From RFC to Production: What They Don't Tell You About Implementation

A Principal Engineer's honest take on the gap between beautiful RFC designs and messy production reality, featuring real-world lessons from implementing notification systems at scale

You know that feeling when you're reading through a beautifully crafted RFC, nodding along to the elegant architecture diagrams, and thinking "This is it, this is the design that will finally work perfectly"? Then six months later you're knee-deep in production issues, the timeline has doubled, and that pristine database schema looks like it went through a blender?

Welcome to the reality of turning RFCs into production systems. After 20 years of watching brilliant designs collide with organizational reality, I've learned that the gap between RFC and production isn't a bug – it's a feature of building complex systems with teams under business pressures.

Let me walk you through what happens when that 12-week notification system RFC meets the chaos of production, using experiences from multiple implementations. Spoiler alert: it took 8 months, not 12 weeks, and the final system looked nothing like the original design.

The RFC Honeymoon Phase#

Every RFC starts with optimism. The notification system RFC I'm thinking of was a masterpiece: clean architecture diagrams, comprehensive database schemas, phased rollout plans. It promised to solve every notification problem we'd ever had:

TypeScript
// The RFC's beautiful promise
interface NotificationSystemGoals {
  deliveryTime: '<100ms for in-app, <5s for email',
  throughput: '10,000+ notifications per second',
  uptime: '99.9% availability',
  timeline: '12 weeks with 2 developers',
  budget: '$120,000-180,000'
}

// What we shipped
interface ProductionReality {
  deliveryTime: '2-3s for in-app on good days, 30s+ during peaks',
  throughput: 'Started at 500/sec, took 6 months to reach 5,000/sec',
  uptime: '97% first quarter, 99% after year one',
  timeline: '8 months with 4 developers plus 2 contractors',
  budget: '$400,000+ and still counting maintenance costs'
}

The RFC looked bulletproof.
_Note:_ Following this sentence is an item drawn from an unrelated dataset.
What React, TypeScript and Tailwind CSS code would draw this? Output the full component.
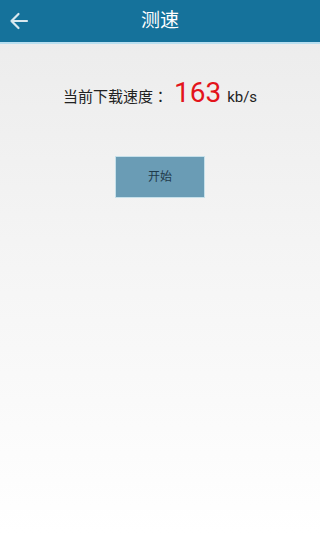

We had thought of everything: rate limiting, deduplication, preference management, even quiet hours. The phased approach seemed conservative – surely 4 weeks for core infrastructure was enough?
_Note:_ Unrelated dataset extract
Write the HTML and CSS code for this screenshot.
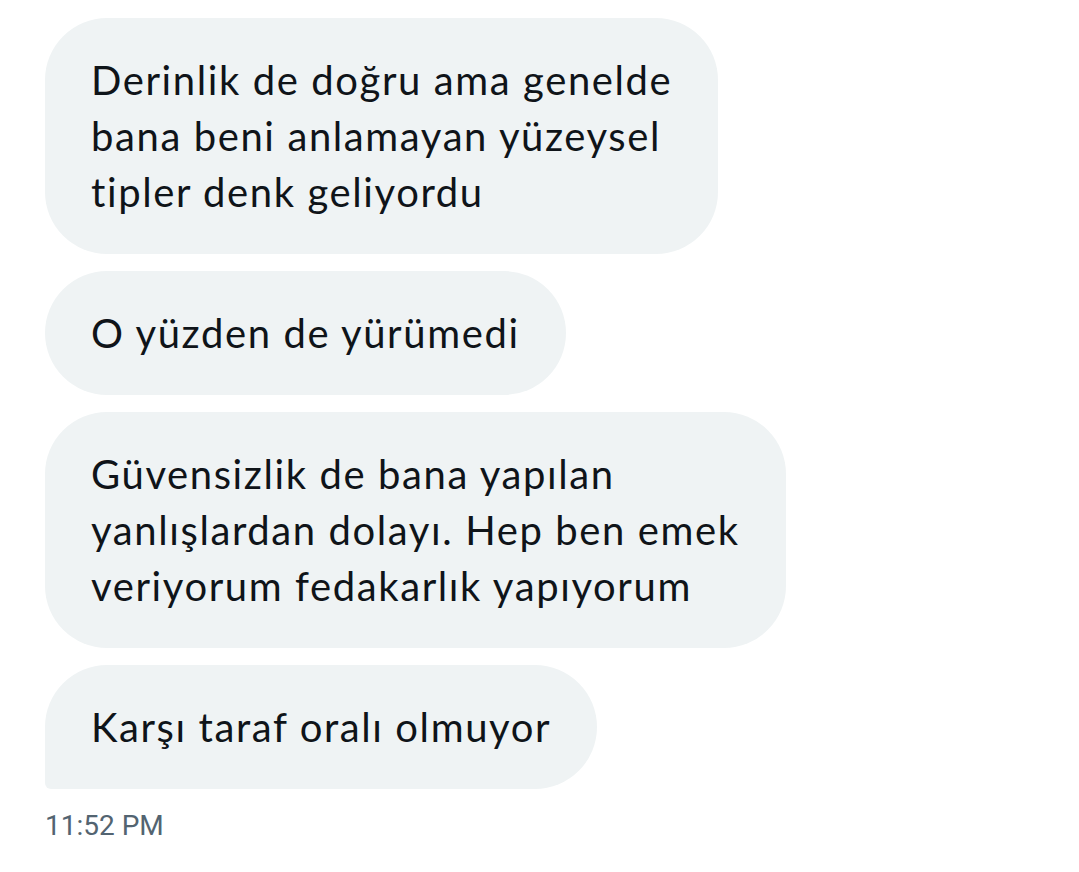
FILE: index.html
```html
<!DOCTYPE html>
<html lang="tr">
<head>
<meta charset="utf-8">
<link rel="stylesheet" href="styles.css">
</head>
<body>
<div class="thread">
  <div class="bubble">Derinlik de doğru ama genelde<br>bana beni anlamayan yüzeysel<br>tipler denk geliyordu</div>
  <div class="bubble">O yüzden de yürümedi</div>
  <div class="bubble">Güvensizlik de bana yapılan<br>yanlışlardan dolayı. Hep ben emek<br>veriyorum fedakarlık yapıyorum</div>
  <div class="bubble last">Karşı taraf oralı olmuyor</div>
  <div class="time">11:52 PM</div>
</div>
</body>
</html>
```
FILE: styles.css
```css
html, body {
  margin: 0;
  padding: 0;
  background: #ffffff;
}
.thread {
  display: flex;
  flex-direction: column;
  align-items: flex-start;
  gap: 17px;
  padding: 18px 0 0 45px;
}
.bubble {
  background: #eff3f4;
  color: #0f1419;
  font-family: Lato, "Noto Sans", sans-serif;
  font-size: 40px;
  letter-spacing: 1.6px;
  line-height: 56px;
  padding: 34px 46px;
  border-radius: 62px;
}
.bubble.last {
  border-bottom-left-radius: 6px;
}
.time {
  font-family: Roboto, "Liberation Sans", sans-serif;
  font-size: 28px;
  color: #536471;
  margin-top: 0;
  line-height: 40px;
}
```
When Database Schemas Meet Reality#

The RFC's database schema was a thing of beauty. Clean, normalized, with proper foreign keys and constraints. Here's what the RFC proposed:

SQL
-- The RFC's pristine schema
CREATE TABLE notification_events (
    id UUID PRIMARY KEY DEFAULT gen_random_uuid(),
    user_id UUID REFERENCES users(id) ON DELETE CASCADE,
    notification_type VARCHAR(100) NOT NULL,
    template_id UUID REFERENCES notification_templates(id),
    data JSONB DEFAULT '{}',
    status VARCHAR(20) DEFAULT 'pending',
    sent_at TIMESTAMP,
    delivered_at TIMESTAMP,
    read_at TIMESTAMP,
    created_at TIMESTAMP DEFAULT NOW()
);

Three months into production, here's what that table looked like:

SQL
-- Production reality after 20+ migrations
CREATE TABLE notification_events (
    id UUID PRIMARY KEY DEFAULT gen_random_uuid(),
    user_id UUID, -- Foreign key removed due to performance issues
    notification_type VARCHAR(100),
    notification_type_v2 VARCHAR(255), -- Migration in progress
    template_id UUID,
    template_id_v2 BIGINT, -- Different team used different ID type
    data JSONB DEFAULT '{}',
    data_compressed BYTEA, -- Added when JSONB got too large
    status VARCHAR(20) DEFAULT 'pending',
    status_v2 VARCHAR(50), -- More statuses than expected
    priority INTEGER DEFAULT 0, -- Not in RFC, critical for production
    retry_count INTEGER DEFAULT 0, -- Not in RFC, essential for debugging
    channel VARCHAR(50), -- Denormalized for query performance
    correlation_id UUID, -- Added for distributed tracing
    partition_key INTEGER, -- Added for sharding
    sent_at TIMESTAMP,
    delivered_at TIMESTAMP,
    read_at TIMESTAMP,
    failed_at TIMESTAMP, -- Not in RFC, very much needed
    expires_at TIMESTAMP, -- Not in RFC, prevented infinite growth
    created_at TIMESTAMP DEFAULT NOW(),
    updated_at TIMESTAMP DEFAULT NOW() -- Added after debugging nightmares
);

-- Plus 15 indexes we didn't anticipate
CREATE INDEX CONCURRENTLY idx_notification_events_user_created ON notification_events(user_id, created_at DESC) WHERE status != 'deleted';
CREATE INDEX CONCURRENTLY idx_notification_events_correlation ON notification_events(correlation_id) WHERE correlation_id IS NOT NULL;
-- ... and 13 more

Each of those schema changes represents a production incident, a performance crisis, or a feature request we couldn't have anticipated. The pristine RFC design met reality, and reality won.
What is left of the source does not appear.